In the third round, as many as eight matches took place on a Sunday, with seven games kicking off on Saturday lunchtime (12:30). Just ten of the 32 matches were played on Saturday at 3pm. This is all down to the money brought in by TV rights - there is such a vast amount of capital to be made from televised football in the modern age and it simply has to be accommodated for or else the whole system will collapse.

The final now kick's off at 5:30 on a Saturday afternoon as opposed to 3 and semi-final's are also played out at Wembley, which although does give more fans an opportunity to experience a trip to the national stadium, does take the gloss off the exclusivity of reaching the final.

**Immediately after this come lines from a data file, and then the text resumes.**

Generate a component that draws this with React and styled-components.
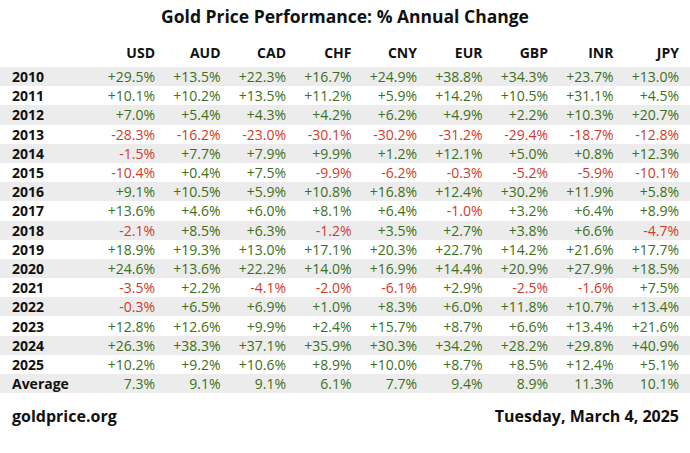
import React from "react";
import styled, { createGlobalStyle } from "styled-components";

const Global = createGlobalStyle`
  html, body { margin: 0; padding: 0; background: #fff; }
  body { font-family: "Open Sans", "Liberation Sans", sans-serif; color: #111; }
`;

const Page = styled.div`
  width: 690px;
  height: 453px;
  display: flex;
  flex-direction: column;
  background: #fff;
`;

const Title = styled.h1`
  margin: 0;
  padding-top: 4px;
  height: 38px;
  box-sizing: border-box;
  font-size: 17.5px;
  font-weight: 700;
  text-align: center;
  line-height: 24px;
  color: #111;
`;

const Table = styled.div`
  display: flex;
  flex-direction: column;
`;

const Row = styled.div`
  display: grid;
  grid-template-columns: 77.5px repeat(9, 65.5px);
  padding: 0 11px 0 12px;
  height: ${p => (p.$head ? "29px" : "19.2px")};
  align-items: ${p => (p.$head ? "start" : "center")};
  background: ${p => (p.$shade ? "#ececec" : "transparent")};
  font-size: 14px;
  line-height: 19px;
`;

const Label = styled.div`
  font-weight: 700;
  color: #111;
`;

const Head = styled.div`
  font-weight: 700;
  text-align: right;
  color: #111;
  padding-top: 5px;
`;

const Cell = styled.div`
  text-align: right;
  color: ${p => (p.$neg ? "#d03a2a" : "#3c7020")};
`;

const Footer = styled.div`
  display: flex;
  justify-content: space-between;
  align-items: center;
  padding: 0 11px 0 12px;
  margin-top: 10px;
  height: 25px;
  font-size: 16px;
  font-weight: 700;
  color: #111;
`;

const currencies = ["USD", "AUD", "CAD", "CHF", "CNY", "EUR", "GBP", "INR", "JPY"];

const data = [
  ["2010", "+29.5%", "+13.5%", "+22.3%", "+16.7%", "+24.9%", "+38.8%", "+34.3%", "+23.7%", "+13.0%"],
  ["2011", "+10.1%", "+10.2%", "+13.5%", "+11.2%", "+5.9%", "+14.2%", "+10.5%", "+31.1%", "+4.5%"],
  ["2012", "+7.0%", "+5.4%", "+4.3%", "+4.2%", "+6.2%", "+4.9%", "+2.2%", "+10.3%", "+20.7%"],
  ["2013", "-28.3%", "-16.2%", "-23.0%", "-30.1%", "-30.2%", "-31.2%", "-29.4%", "-18.7%", "-12.8%"],
  ["2014", "-1.5%", "+7.7%", "+7.9%", "+9.9%", "+1.2%", "+12.1%", "+5.0%", "+0.8%", "+12.3%"],
  ["2015", "-10.4%", "+0.4%", "+7.5%", "-9.9%", "-6.2%", "-0.3%", "-5.2%", "-5.9%", "-10.1%"],
  ["2016", "+9.1%", "+10.5%", "+5.9%", "+10.8%", "+16.8%", "+12.4%", "+30.2%", "+11.9%", "+5.8%"],
  ["2017", "+13.6%", "+4.6%", "+6.0%", "+8.1%", "+6.4%", "-1.0%", "+3.2%", "+6.4%", "+8.9%"],
  ["2018", "-2.1%", "+8.5%", "+6.3%", "-1.2%", "+3.5%", "+2.7%", "+3.8%", "+6.6%", "-4.7%"],
  ["2019", "+18.9%", "+19.3%", "+13.0%", "+17.1%", "+20.3%", "+22.7%", "+14.2%", "+21.6%", "+17.7%"],
  ["2020", "+24.6%", "+13.6%", "+22.2%", "+14.0%", "+16.9%", "+14.4%", "+20.9%", "+27.9%", "+18.5%"],
  ["2021", "-3.5%", "+2.2%", "-4.1%", "-2.0%", "-6.1%", "+2.9%", "-2.5%", "-1.6%", "+7.5%"],
  ["2022", "-0.3%", "+6.5%", "+6.9%", "+1.0%", "+8.3%", "+6.0%", "+11.8%", "+10.7%", "+13.4%"],
  ["2023", "+12.8%", "+12.6%", "+9.9%", "+2.4%", "+15.7%", "+8.7%", "+6.6%", "+13.4%", "+21.6%"],
  ["2024", "+26.3%", "+38.3%", "+37.1%", "+35.9%", "+30.3%", "+34.2%", "+28.2%", "+29.8%", "+40.9%"],
  ["2025", "+10.2%", "+9.2%", "+10.6%", "+8.9%", "+10.0%", "+8.7%", "+8.5%", "+12.4%", "+5.1%"],
  ["Average", "7.3%", "9.1%", "9.1%", "6.1%", "7.7%", "9.4%", "8.9%", "11.3%", "10.1%"],
];

export default function App() {
  return (
    <Page>
      <Global />
      <Title>Gold Price Performance: % Annual Change</Title>
      <Table>
        <Row $head>
          <Label />
          {currencies.map(c => (
            <Head key={c}>{c}</Head>
          ))}
        </Row>
        {data.map((r, i) => (
          <Row key={r[0]} $shade={i % 2 === 0}>
            <Label>{r[0]}</Label>
            {r.slice(1).map((v, j) => (
              <Cell key={j} $neg={v.startsWith("-")}>{v}</Cell>
            ))}
          </Row>
        ))}
      </Table>
      <Footer>
        <span>goldprice.org</span>
        <span>Tuesday, March 4, 2025</span>
      </Footer>
    </Page>
  );
}
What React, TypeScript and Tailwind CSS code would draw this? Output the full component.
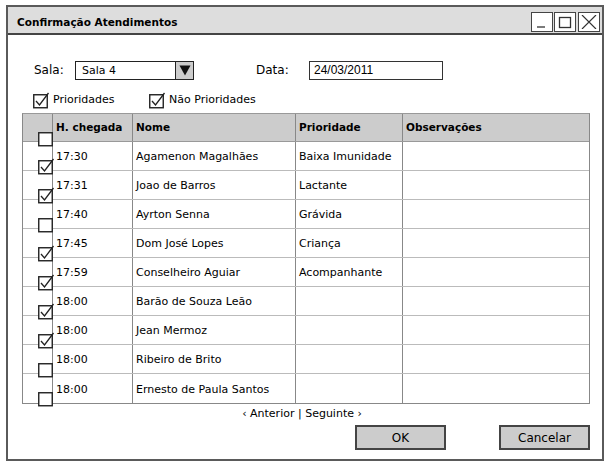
const rows = [
  { checked: true, time: "17:30", name: "Agamenon Magalhães", prio: "Baixa Imunidade" },
  { checked: true, time: "17:31", name: "Joao de Barros", prio: "Lactante" },
  { checked: false, time: "17:40", name: "Ayrton Senna", prio: "Grávida" },
  { checked: true, time: "17:45", name: "Dom José Lopes", prio: "Criança" },
  { checked: true, time: "17:59", name: "Conselheiro Aguiar", prio: "Acompanhante" },
  { checked: true, time: "18:00", name: "Barão de Souza Leão", prio: "" },
  { checked: true, time: "18:00", name: "Jean Mermoz", prio: "" },
  { checked: false, time: "18:00", name: "Ribeiro de Brito", prio: "" },
  { checked: false, time: "18:00", name: "Ernesto de Paula Santos", prio: "" },
];

function CheckBox({ checked }: { checked: boolean }) {
  // sketchy checkbox: the tick pokes out of the box top-right
  return (
    <svg width="17" height="17" viewBox="0 0 17 17" className="block">
      <rect x="0.75" y="2.75" width="13.5" height="13" fill="white" stroke="#222" strokeWidth="1.4" />
      {checked && (
        <path d="M3 9 L6.5 13 L15.5 1" fill="none" stroke="#222" strokeWidth="1.3" />
      )}
    </svg>
  );
}

function TitleButton({ kind }: { kind: "min" | "max" | "close" }) {
  return (
    <div className="w-[22px] h-[20px] border border-[#444] bg-white flex items-center justify-center">
      <svg width="16" height="14" viewBox="0 0 16 14">
        {kind === "min" && <path d="M3 12 H11" stroke="#333" strokeWidth="1.3" />}
        {kind === "max" && <rect x="2.5" y="2.5" width="11" height="10" fill="none" stroke="#333" strokeWidth="1.3" />}
        {kind === "close" && <path d="M1 0 L15 14 M15 0 L1 14" stroke="#333" strokeWidth="1.2" />}
      </svg>
    </div>
  );
}

const cols = "grid grid-cols-[30px_80px_163px_107px_1fr]";

export default function App() {
  return (
    <div className="w-[608px] h-[467px] bg-white pt-[5px] pl-[6px] text-[11px] text-black font-['DejaVu_Sans',sans-serif]">
      <div className="w-[598px] h-[456px] border-2 border-[#5a5a5a] flex flex-col">
        {/* title bar */}
        <div className="h-[28px] bg-[#dddddd] border-b-2 border-[#444] flex items-center pl-[9px] pr-[2px]">
          <span className="font-bold text-[10.5px] flex-1 pt-[5px]">Confirmação Atendimentos</span>
          <div className="flex gap-[1px] mt-[4px] items-start self-start pt-[1px]">
            <TitleButton kind="min" />
            <TitleButton kind="max" />
            <div className="ml-[1px]">
              <TitleButton kind="close" />
            </div>
          </div>
        </div>

        <div className="pl-[26px] pt-[25px] flex items-center h-[45px]">
          <span className="w-[41px] text-[12px]">Sala:</span>
          <div className="w-[119px] h-[19px] border border-[#222] flex items-stretch">
            <span className="flex-1 pl-[6px] leading-[17px]">Sala 4</span>
            <div className="w-[18px] bg-[#cccccc] border-l border-[#222] flex items-center justify-center">
              <svg width="12" height="11" viewBox="0 0 12 11">
                <path d="M0.5 0.5 H11.5 L6 10.5 Z" fill="#111" />
              </svg>
            </div>
          </div>
          <span className="ml-[62px] w-[53px] text-[12px]">Data:</span>
          <div className="w-[134px] h-[19px] border border-[#333] pl-[4px] leading-[17px] font-['Liberation_Sans',sans-serif] text-[12px]">
            24/03/2011
          </div>
        </div>

        <div className="pl-[25px] mt-[12px] flex items-center h-[16px]">
          <CheckBox checked />
          <span className="ml-[3px] w-[96px]">Prioridades</span>
          <CheckBox checked />
          <span className="ml-[3px]">Não Prioridades</span>
        </div>

        <div className="ml-[14px] mt-[5px] w-[568px] border border-[#888] border-t-[#999]">
          <div className={`${cols} h-[28px] bg-[#cccccc] font-bold text-[10.5px] border-b border-[#999]`}>
            <div className="relative border-r border-[#888]">
              <div className="absolute left-[15px] top-[16px] z-10">
                <CheckBox checked={false} />
              </div>
            </div>
            <div className="border-r border-[#888] pl-[3px] flex items-center">H. chegada</div>
            <div className="border-r border-[#888] pl-[3px] flex items-center">Nome</div>
            <div className="border-r border-[#888] pl-[3px] flex items-center">Prioridade</div>
            <div className="pl-[3px] flex items-center">Observações</div>
          </div>
          {rows.map((r, i) => (
            <div
              key={i}
              className={`${cols} h-[29px] ${i < rows.length - 1 ? "border-b border-[#bbb]" : ""}`}
            >
              <div className="relative border-r border-[#888]">
                <div className="absolute left-[15px] top-[16px] z-10">
                  <CheckBox checked={r.checked} />
                </div>
              </div>
              <div className="border-r border-[#888] pl-[3px] flex items-center pt-[3px]">{r.time}</div>
              <div className="border-r border-[#888] pl-[3px] flex items-center pt-[3px]">{r.name}</div>
              <div className="border-r border-[#888] pl-[3px] flex items-center pt-[3px]">{r.prio}</div>
              <div />
            </div>
          ))}
        </div>

        <div className="ml-[14px] w-[568px] h-[18px] flex justify-center items-center pr-[8px] mt-[1px]">
          ‹ Anterior | Seguinte ›
        </div>

        <div className="flex mt-[2px] pl-[347px] gap-[53px]">
          <button className="w-[91px] h-[25px] bg-[#cccccc] border-2 border-[#444] text-[12px]">OK</button>
          <button className="w-[91px] h-[25px] bg-[#cccccc] border-2 border-[#444] text-[12px]">Cancelar</button>
        </div>
      </div>
    </div>
  );
}
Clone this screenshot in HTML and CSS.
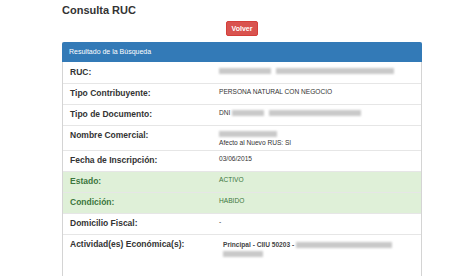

On the whole, sadly the FA Cup just isn't what it used to be and it doesn't look like anything's going to change anytime soon. With Championship and mid-table Premier League teams now fielding weakened sides for their games in the competition, just like the big guns have done for the past 7/8 years, what hope is there to revitalise a tournament that was once deemed to be such a proud achievement to win?

The FA Cup used to mean so much to every club, now it's just a cash cow lacking any real substance.